“We can’t do stupid things that impede us for a two-state solution,” Ambassador Tom Nides told Americans for Peace Now.
By Batya Jerenberg, World Israel News
In a Tuesday webinar with left-wing Americans for Peace Now, U.S. Ambassador to Israel Tom Nides firmly espoused the “two-state solution” and said he is working to change Jerusalem’s policies that stand in its way.
“If we talk about anything but a two-state solution, it’s not good for the Palestinians, it’s certainly not good for Israel, it’s not good for the Jews, it’s not good for anyone,” Nides told his virtual audience.
There are “four or five” issues that he said he constantly brings up in order for his plan to come to fruition. Interestingly, the very first example he gave was higher internet speed.
“Who the he** has 3G [today]?” he asked. He said he’s been “pounding the table” at the Communications Ministry so that the Palestinians could all have “4G or even 5G” on their phones.
Nides has also urged the biggest corporations working in Israel today, such as Google and Microsoft, to “open offices in the West Bank” in order to provide Palestinians with better employment possibilities.
These kinds of ideas “don’t compromise Israel’s security,” he said, while if the Palestinians don’t see avenues to prosperity, “we’re going to wake up with a bigger catastrophe than we currently have.”
Giving hundreds of millions of dollars to UNRWA falls under the same category, he said. Jerusalem would like to see the aid organization completely reformed if not dismantled, as it has proven to educate Palestinian children to hate Israel rather than embrace peace. Some of its facilities have been used by Hamas to hide rocket launchers and other weapons.
Nides said he’s been spending quite a bit of time on trying to stop “stupid” activity in other areas. For example, settlement growth “infuriates” him because he feels it is a huge obstacle to his vision.

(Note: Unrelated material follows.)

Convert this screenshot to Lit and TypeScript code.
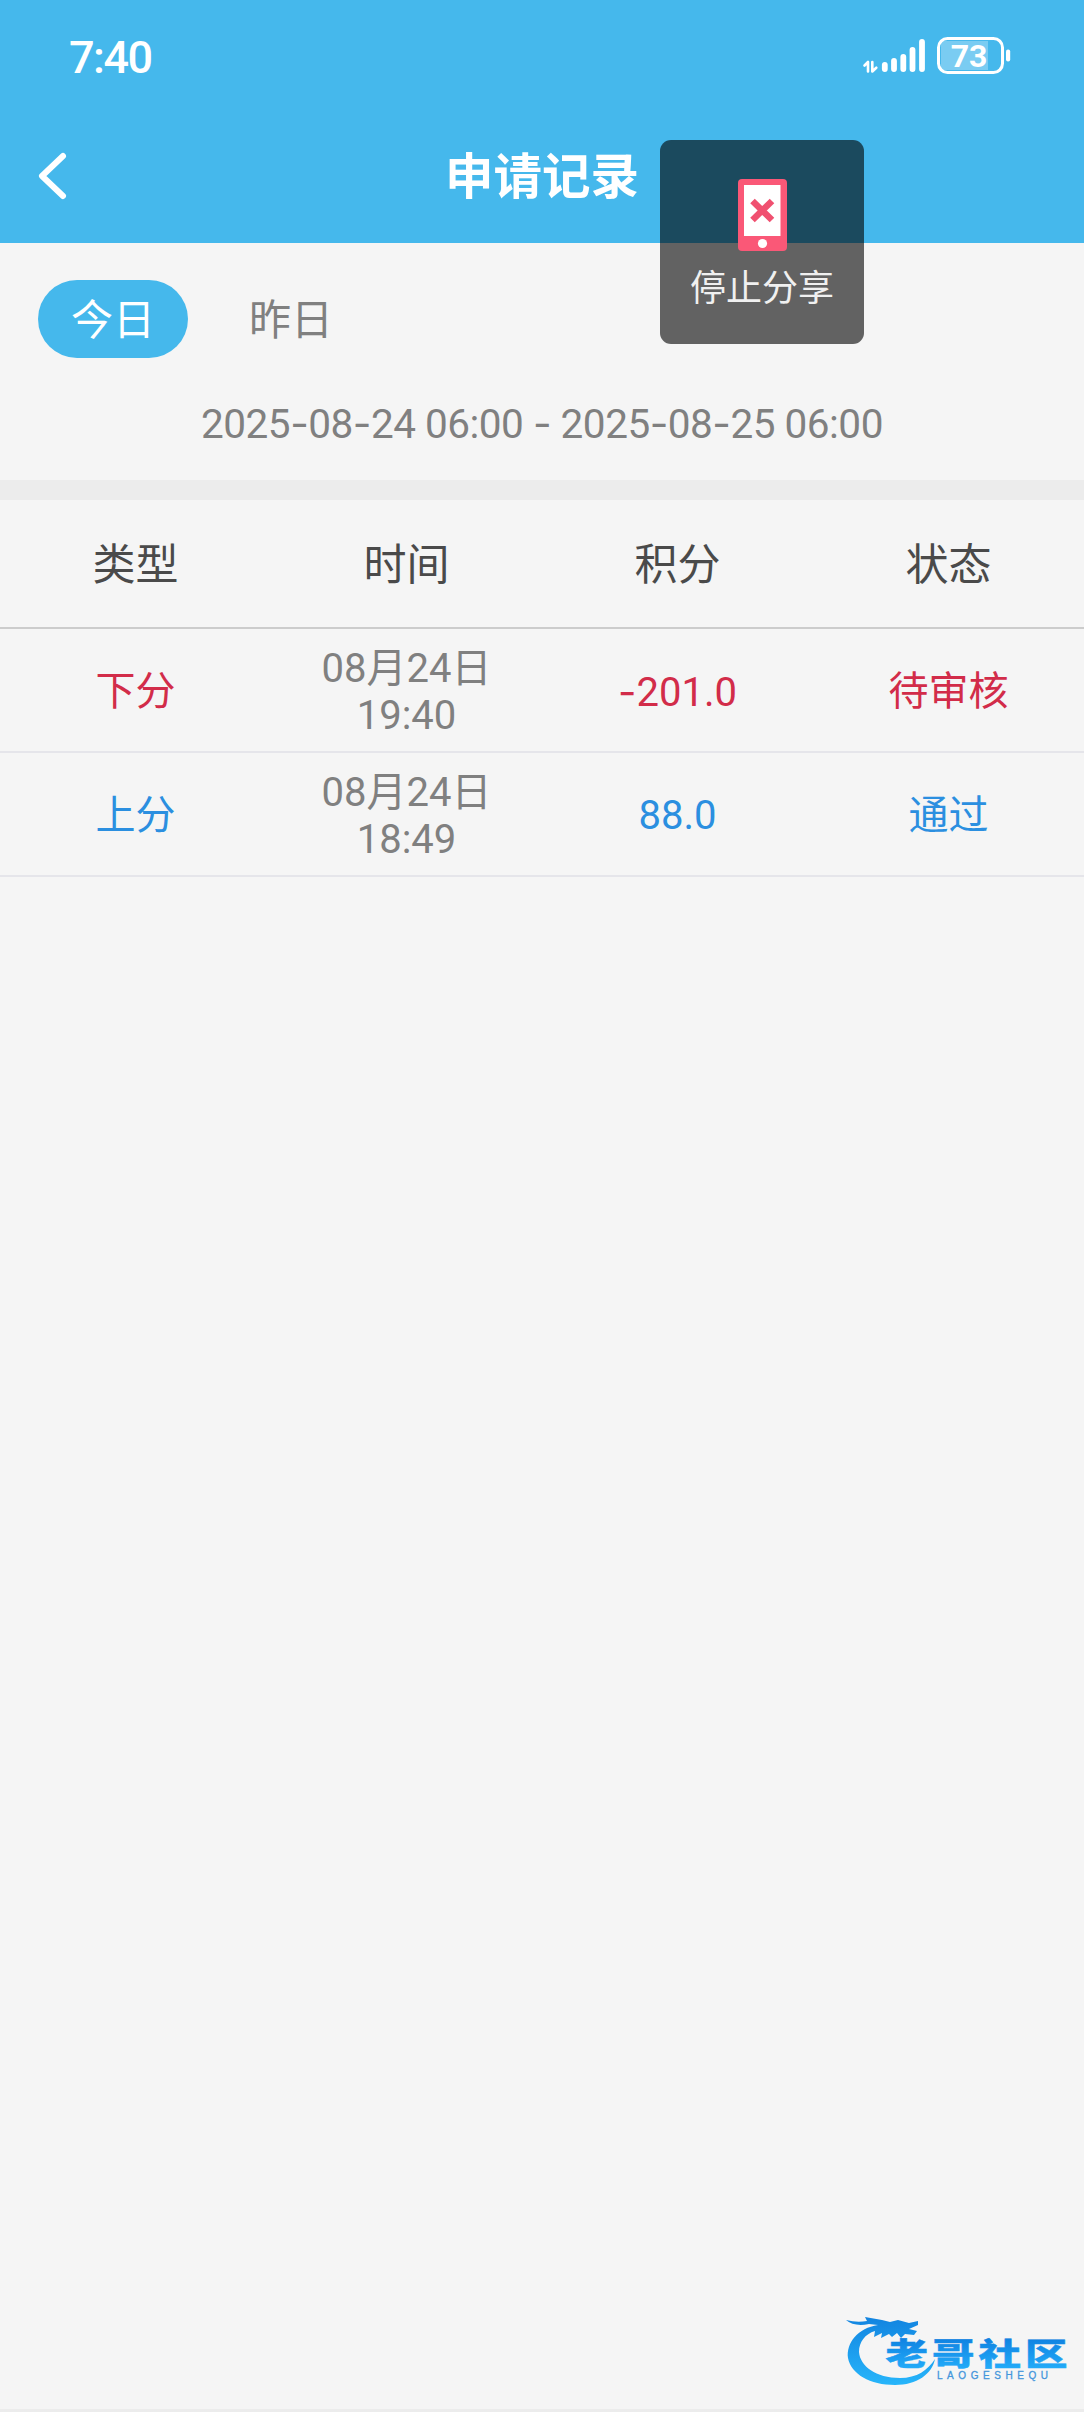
import { LitElement, html, css, svg } from "lit";
import { customElement } from "lit/decorators.js";

interface Entry {
  kind: string;
  tone: "out" | "in";
  day: string;
  time: string;
  points: string;
  status: string;
}

const ENTRIES: Entry[] = [
  { kind: "下分", tone: "out", day: "08月24日", time: "19:40", points: "-201.0", status: "待审核" },
  { kind: "上分", tone: "in", day: "08月24日", time: "18:49", points: "88.0", status: "通过" },
];

const HEADINGS = ["类型", "时间", "积分", "状态"];

// Hyphens use a wider face than the digits around them.
const dashed = (text: string) =>
  text.split(/(-)/).map((part) => (part === "-" ? html`<span class="dash">-</span>` : part));

@customElement("app-root")
export class AppRoot extends LitElement {
  static styles = css`
    :host {
      display: flex;
      flex-direction: column;
      position: relative;
      box-sizing: border-box;
      width: 100%;
      height: 2412px;
      overflow: hidden;
      background: #f5f5f5;
      border-bottom: 3px solid #ececec;
      font-family: Roboto, "Noto Sans CJK SC", sans-serif;
      color: #808080;
    }
    svg { display: block; }
    .top { height: 243px; background: #45b8ec; color: #fff; }
    .statusbar {
      height: 112px;
      display: flex;
      align-items: center;
      justify-content: space-between;
      padding: 0 72px 0 69px;
      box-sizing: border-box;
    }
    .clock { font-size: 45px; font-weight: 500; letter-spacing: -1.5px; line-height: 60px; padding-top: 4px; }
    .nav {
      height: 128px;
      display: grid;
      grid-template-columns: 100px 1fr 100px;
      align-items: center;
    }
    .back { padding-left: 36px; }
    .title { margin: 0; padding-top: 4px; text-align: center; font-size: 48.5px; line-height: 70px; font-weight: 700; }
    .tabs { display: flex; gap: 28px; padding: 37px 38px 0; }
    .tab {
      width: 150px;
      height: 78px;
      line-height: 82px;
      border-radius: 39px;
      text-align: center;
      font-size: 42px;
    }
    .active { background: #45b8ec; color: #fff; }
    .range {
      height: 113px;
      line-height: 113px;
      padding-top: 9px;
      text-align: center;
      font-size: 40.5px;
      letter-spacing: -0.5px;
      white-space: nowrap;
    }
    .dash { font-family: Inter, sans-serif; }
    .band { height: 20px; background: #ececec; }
    .row {
      display: grid;
      grid-template-columns: repeat(4, 1fr);
      align-items: center;
      text-align: center;
      height: 124px;
      padding-top: 4px;
      box-sizing: border-box;
      border-bottom: 2px solid #e5e5ea;
      font-size: 40px;
      line-height: 56px;
    }
    .head { height: 129px; padding-top: 2px; border-bottom-color: #ccc; color: #4a4a4a; font-size: 43px; }
    .when { line-height: 47px; }
    .out { color: #d22c49; }
    .in { color: #2b8fe0; }
    .toast {
      position: absolute;
      left: 660px;
      top: 140px;
      width: 204px;
      height: 204px;
      box-sizing: border-box;
      padding-top: 39px;
      border-radius: 11px;
      background: rgba(0, 0, 0, 0.6);
      display: flex;
      flex-direction: column;
      align-items: center;
      color: #f0f0f0;
      font-size: 36px;
      line-height: 77px;
    }
    .watermark { position: absolute; left: 844px; top: 2310px; }
    .brand { font: 900 42.5px "Noto Sans CJK SC", sans-serif; }
    .latin { font: 10px "Liberation Sans", sans-serif; }
  `;

  private statusIcons() {
    return svg`<svg width="150" height="44" viewBox="862 34 150 44">
      <g fill="none" stroke="#fff" stroke-width="2.6" stroke-linecap="round" stroke-linejoin="round">
        <path d="M864.5 65.5L868 62v9.5"/><path d="M872.3 62v9.5l4-3.8"/>
      </g>
      <g stroke="#fff" stroke-width="5.8" stroke-linecap="round">
        <path d="M884.8 64.8v4.2M894 61v8M903.3 57v12M912.5 50v19M922 42v27"/>
      </g>
      <rect x="941" y="41" width="47" height="29" fill="#7accf2"/>
      <rect x="938.5" y="38.5" width="64" height="34" rx="9" fill="none" stroke="#fff" stroke-width="3"/>
      <rect x="1006" y="49.5" width="4.2" height="12" rx="2" fill="#fff"/>
      <text x="969" y="67" text-anchor="middle" fill="#fff" font-family="Roboto, sans-serif" font-weight="700" font-size="32">73</text>
    </svg>`;
  }

  private logo() {
    return svg`<svg width="230" height="80" viewBox="844 2310 230 80">
      <defs>
        <linearGradient id="blue" gradientUnits="userSpaceOnUse" x1="0" y1="2317" x2="0" y2="2386">
          <stop offset="0" stop-color="#1284e0"/><stop offset="1" stop-color="#27b6fb"/>
        </linearGradient>
        <linearGradient id="word" gradientUnits="userSpaceOnUse" x1="0" y1="-38" x2="0" y2="4">
          <stop offset="0" stop-color="#0f80e0"/><stop offset="1" stop-color="#22aaf8"/>
        </linearGradient>
      </defs>
      <path fill="url(#blue)" d="M878 2325C858 2328 846 2343 848 2358C851 2374 870 2385 895 2385C917 2385 932 2374 935 2359C928 2370 917 2378 900 2378C876 2378 860 2366 859 2352C859 2342 865 2334 875 2331L874 2337L882 2333L881 2338L889 2334L892 2337L897 2333L901 2338L905 2334L914 2335L917 2331L909 2329L918 2325V2321L909 2323L898 2320L890 2322L882 2320L865 2317L867 2321Q857 2323 846 2320Q854 2327 869 2324Z"/>
      <text class="brand" fill="url(#word)" stroke="url(#word)" stroke-width=".6" transform="translate(885.5 2364.5) scale(1 .72)" textLength="182" lengthAdjust="spacing">老哥社区</text>
      <text class="latin" x="937" y="2378.5" fill="#4496dc" stroke="#4496dc" stroke-width=".3" textLength="111">LAOGESHEQU</text>
    </svg>`;
  }

  render() {
    return html`
      <header class="top">
        <div class="statusbar"><span class="clock">7:40</span>${this.statusIcons()}</div>
        <nav class="nav">
          <div class="back">
            <svg width="34" height="52" viewBox="0 0 34 52"><path d="M27 6L6 26L27 46" fill="none" stroke="#fff" stroke-width="6" stroke-linecap="round" stroke-linejoin="round"/></svg>
          </div>
          <h1 class="title">申请记录</h1>
        </nav>
      </header>
      <div class="tabs"><div class="tab active">今日</div><div class="tab">昨日</div></div>
      <div class="range">${dashed("2025-08-24 06:00 - 2025-08-25 06:00")}</div>
      <div class="band"></div>
      <div class="row head">${HEADINGS.map((h) => html`<div>${h}</div>`)}</div>
      ${ENTRIES.map(
        (e) => html`<div class="row">
          <div class=${e.tone}>${e.kind}</div>
          <div class="when">${e.day}<br />${e.time}</div>
          <div class=${e.tone}>${dashed(e.points)}</div>
          <div class=${e.tone}>${e.status}</div>
        </div>`
      )}
      <div class="toast">
        <svg width="49" height="72" viewBox="0 0 49 72">
          <rect width="49" height="72" rx="4" fill="#fa5877"/>
          <rect x="6" y="6" width="36.5" height="51" fill="#fff"/>
          <path d="M14.5 22L34 41M34 22L14.5 41" stroke="#f05070" stroke-width="6.5"/>
          <circle cx="24.5" cy="64.5" r="4.6" fill="#fff"/>
        </svg>
        停止分享
      </div>
      <div class="watermark">${this.logo()}</div>
    `;
  }
}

“We can’t do stupid things that impede us for a two-state solution,” he said. “We can’t have the Israelis doing settlement growth in east Jerusalem or the West Bank.”
While he said he has to “pick his battles” because he “can’t stop all building” in Judea and Samaria, he took credit for stopping construction in the E1 region, which would connect the city of Maaleh Adumim to Jerusalem.
“I went full-bore on E1,” Nides said.
Nides also criticized some Palestinian actions as well, including the financial support for terrorists in Israeli jails and the families of those killed while attacking Israelis, known as pay-for-slay.
“The Palestinians aren’t perfect either, I just want to be clear here,” he said. “These martyr payments…have caused an enormous amount of problems…. The Palestinians have to figure out how to stop it.”
Other issues the ambassador touched upon included the reopening of the American consulate in Jerusalem, which served for years as a conduit to the Palestinians that was independent of the American embassy before being closed by the Trump administration.
Noting that the Israelis were as firmly against the idea as the Palestinians were for it, Nides said both parties “have made way too big a deal over this.” But he reiterated Biden’s promise to reopen it.